>>

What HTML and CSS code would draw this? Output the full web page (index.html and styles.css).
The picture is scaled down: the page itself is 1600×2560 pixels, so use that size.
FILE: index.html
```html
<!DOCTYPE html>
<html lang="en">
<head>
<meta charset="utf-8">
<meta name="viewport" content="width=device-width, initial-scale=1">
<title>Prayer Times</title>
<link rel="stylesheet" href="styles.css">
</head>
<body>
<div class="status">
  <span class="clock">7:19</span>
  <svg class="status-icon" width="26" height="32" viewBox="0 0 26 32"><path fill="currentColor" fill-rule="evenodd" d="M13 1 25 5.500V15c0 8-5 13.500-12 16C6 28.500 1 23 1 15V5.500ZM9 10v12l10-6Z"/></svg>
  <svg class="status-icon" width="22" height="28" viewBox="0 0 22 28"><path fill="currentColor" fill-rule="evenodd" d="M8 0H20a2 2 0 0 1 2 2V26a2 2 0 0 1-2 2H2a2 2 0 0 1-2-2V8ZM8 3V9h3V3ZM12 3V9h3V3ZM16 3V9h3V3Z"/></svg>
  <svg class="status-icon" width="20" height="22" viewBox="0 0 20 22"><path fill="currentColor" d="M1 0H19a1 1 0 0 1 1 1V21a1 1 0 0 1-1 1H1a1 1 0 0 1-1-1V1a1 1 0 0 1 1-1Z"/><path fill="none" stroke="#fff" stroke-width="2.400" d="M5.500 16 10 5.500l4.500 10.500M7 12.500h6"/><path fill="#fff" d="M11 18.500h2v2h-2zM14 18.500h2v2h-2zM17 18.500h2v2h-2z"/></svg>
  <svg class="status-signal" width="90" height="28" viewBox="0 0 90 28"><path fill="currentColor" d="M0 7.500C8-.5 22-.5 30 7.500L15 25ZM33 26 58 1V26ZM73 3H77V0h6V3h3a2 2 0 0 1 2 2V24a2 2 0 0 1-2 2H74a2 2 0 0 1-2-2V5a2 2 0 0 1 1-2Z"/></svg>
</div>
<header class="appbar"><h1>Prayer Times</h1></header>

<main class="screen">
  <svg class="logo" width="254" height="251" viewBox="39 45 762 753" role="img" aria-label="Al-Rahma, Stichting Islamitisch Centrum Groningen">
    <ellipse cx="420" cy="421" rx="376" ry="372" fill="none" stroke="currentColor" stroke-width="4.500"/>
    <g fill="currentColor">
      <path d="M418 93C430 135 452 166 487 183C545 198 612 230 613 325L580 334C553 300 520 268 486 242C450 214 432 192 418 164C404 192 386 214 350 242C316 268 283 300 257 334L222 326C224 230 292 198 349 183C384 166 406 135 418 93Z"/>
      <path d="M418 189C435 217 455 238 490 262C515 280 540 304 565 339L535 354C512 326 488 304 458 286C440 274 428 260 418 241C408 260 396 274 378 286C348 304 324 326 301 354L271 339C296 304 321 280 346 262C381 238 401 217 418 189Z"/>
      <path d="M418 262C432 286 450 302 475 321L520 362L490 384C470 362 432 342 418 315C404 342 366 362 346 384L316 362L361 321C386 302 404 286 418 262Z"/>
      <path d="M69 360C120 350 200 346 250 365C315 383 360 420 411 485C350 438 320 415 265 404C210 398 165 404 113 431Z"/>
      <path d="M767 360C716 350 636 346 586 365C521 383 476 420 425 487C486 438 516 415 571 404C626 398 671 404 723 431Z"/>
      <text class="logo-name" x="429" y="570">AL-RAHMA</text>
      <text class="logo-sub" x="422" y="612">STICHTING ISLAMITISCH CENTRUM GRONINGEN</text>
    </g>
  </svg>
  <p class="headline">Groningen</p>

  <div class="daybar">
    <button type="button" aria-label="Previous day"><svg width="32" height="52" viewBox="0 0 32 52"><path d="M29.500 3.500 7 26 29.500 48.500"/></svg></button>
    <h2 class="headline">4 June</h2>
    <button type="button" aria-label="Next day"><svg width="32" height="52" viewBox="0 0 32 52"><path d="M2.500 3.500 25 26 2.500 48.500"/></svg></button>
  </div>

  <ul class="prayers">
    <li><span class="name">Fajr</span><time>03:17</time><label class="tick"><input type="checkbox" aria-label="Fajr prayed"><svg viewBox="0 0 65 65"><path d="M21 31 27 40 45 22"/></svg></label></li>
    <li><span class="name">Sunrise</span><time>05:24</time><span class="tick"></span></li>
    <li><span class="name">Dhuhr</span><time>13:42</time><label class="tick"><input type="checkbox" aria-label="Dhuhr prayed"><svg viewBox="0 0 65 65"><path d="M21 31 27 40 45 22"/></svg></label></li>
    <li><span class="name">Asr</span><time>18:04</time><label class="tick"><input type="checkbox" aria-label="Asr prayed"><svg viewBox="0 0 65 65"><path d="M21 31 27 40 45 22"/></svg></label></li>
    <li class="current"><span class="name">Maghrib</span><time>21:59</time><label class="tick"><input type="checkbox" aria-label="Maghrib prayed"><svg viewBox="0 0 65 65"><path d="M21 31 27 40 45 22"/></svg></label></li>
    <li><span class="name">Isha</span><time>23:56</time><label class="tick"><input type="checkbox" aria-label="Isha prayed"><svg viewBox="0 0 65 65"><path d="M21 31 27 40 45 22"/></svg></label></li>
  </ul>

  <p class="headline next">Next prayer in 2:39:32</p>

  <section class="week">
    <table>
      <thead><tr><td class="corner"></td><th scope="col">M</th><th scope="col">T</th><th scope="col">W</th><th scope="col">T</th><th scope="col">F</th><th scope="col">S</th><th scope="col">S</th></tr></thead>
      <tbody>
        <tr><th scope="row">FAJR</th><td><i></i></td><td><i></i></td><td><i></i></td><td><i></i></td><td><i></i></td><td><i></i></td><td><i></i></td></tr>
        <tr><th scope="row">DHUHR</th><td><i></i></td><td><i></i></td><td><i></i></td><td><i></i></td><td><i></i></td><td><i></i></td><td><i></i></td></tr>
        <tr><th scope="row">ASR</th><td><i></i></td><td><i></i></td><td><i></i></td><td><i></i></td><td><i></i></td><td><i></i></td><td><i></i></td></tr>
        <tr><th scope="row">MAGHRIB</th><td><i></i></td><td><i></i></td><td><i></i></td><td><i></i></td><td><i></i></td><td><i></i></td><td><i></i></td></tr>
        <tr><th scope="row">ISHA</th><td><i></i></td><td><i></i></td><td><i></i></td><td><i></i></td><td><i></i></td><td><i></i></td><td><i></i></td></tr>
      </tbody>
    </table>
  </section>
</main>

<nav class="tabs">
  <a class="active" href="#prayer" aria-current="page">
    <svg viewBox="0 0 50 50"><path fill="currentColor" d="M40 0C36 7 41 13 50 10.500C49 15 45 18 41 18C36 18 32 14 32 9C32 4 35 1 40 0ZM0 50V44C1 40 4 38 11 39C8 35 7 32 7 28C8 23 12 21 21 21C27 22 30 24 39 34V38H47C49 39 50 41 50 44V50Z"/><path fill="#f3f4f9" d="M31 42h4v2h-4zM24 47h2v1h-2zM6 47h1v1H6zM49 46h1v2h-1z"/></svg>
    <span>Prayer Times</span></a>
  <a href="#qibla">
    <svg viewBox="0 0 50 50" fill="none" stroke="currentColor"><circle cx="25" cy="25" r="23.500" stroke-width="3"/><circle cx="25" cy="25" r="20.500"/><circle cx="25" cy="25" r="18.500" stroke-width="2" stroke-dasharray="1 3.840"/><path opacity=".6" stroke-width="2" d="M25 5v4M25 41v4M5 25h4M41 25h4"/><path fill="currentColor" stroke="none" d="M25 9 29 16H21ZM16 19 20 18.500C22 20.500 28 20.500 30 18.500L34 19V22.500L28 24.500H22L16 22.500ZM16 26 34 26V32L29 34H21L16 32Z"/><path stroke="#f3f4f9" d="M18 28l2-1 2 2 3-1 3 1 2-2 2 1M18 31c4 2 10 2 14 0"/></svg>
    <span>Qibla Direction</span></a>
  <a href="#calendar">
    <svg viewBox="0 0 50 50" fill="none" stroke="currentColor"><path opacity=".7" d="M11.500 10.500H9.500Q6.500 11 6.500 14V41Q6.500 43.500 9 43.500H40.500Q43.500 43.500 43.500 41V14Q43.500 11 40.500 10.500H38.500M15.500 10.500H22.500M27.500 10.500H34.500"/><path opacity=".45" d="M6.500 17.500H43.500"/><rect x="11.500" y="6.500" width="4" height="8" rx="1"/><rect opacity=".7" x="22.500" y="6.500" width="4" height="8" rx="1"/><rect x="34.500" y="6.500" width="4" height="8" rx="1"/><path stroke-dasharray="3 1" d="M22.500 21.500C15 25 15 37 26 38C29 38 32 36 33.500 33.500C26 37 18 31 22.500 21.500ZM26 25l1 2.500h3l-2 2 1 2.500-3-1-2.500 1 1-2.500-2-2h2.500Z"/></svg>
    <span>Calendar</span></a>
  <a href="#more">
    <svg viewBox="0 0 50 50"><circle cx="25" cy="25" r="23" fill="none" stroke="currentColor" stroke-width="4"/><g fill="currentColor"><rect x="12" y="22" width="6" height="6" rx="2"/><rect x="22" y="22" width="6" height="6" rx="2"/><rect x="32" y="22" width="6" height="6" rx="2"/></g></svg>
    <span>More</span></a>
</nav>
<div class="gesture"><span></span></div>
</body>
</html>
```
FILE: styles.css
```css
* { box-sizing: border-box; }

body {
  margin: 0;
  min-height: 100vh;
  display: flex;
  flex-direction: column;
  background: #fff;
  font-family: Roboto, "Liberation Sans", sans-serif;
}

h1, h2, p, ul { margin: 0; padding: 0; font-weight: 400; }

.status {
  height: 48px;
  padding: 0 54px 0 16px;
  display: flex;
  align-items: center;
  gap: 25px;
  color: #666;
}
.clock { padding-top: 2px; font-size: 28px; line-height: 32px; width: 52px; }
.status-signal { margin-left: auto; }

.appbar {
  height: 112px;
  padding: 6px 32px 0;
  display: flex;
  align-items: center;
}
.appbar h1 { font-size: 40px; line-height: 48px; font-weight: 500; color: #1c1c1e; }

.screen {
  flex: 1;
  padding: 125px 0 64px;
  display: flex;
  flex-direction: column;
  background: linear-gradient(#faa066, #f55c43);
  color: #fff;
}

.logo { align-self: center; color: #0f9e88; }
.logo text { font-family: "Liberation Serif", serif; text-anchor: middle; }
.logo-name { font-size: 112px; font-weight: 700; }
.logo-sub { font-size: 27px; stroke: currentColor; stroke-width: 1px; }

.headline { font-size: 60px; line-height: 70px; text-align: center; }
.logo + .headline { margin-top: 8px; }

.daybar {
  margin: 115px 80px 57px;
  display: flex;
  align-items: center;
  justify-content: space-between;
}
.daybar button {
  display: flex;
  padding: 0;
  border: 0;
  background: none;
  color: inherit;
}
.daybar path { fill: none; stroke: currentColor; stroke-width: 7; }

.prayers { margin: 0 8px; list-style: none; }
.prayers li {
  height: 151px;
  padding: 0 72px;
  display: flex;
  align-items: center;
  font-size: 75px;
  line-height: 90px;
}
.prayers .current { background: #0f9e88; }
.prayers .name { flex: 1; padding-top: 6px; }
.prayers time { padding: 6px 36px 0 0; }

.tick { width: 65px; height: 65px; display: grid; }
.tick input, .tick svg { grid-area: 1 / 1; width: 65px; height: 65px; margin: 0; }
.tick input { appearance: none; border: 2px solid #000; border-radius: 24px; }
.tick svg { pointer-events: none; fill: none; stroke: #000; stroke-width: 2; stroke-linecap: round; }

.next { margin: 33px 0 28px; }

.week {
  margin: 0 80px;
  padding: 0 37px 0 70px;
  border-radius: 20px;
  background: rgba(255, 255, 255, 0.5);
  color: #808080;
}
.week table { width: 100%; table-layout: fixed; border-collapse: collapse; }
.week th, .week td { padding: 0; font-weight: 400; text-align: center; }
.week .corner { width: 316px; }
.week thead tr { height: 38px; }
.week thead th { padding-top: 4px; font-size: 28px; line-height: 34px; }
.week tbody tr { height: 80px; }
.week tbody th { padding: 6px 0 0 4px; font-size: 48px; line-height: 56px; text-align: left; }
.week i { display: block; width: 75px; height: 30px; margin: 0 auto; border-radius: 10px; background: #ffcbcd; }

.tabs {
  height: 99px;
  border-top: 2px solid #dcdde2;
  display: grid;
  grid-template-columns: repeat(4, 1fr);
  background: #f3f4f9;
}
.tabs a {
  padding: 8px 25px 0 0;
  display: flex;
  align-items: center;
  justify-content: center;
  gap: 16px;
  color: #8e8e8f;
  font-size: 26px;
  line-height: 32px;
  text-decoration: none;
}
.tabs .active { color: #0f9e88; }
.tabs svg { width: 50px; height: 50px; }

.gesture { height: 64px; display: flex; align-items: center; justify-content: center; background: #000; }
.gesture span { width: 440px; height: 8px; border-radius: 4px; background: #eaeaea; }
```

<<

→ **Exercise goal**: Only a number is wanted: how many lines of the material include the word "index".

→ **Problem solution**: 2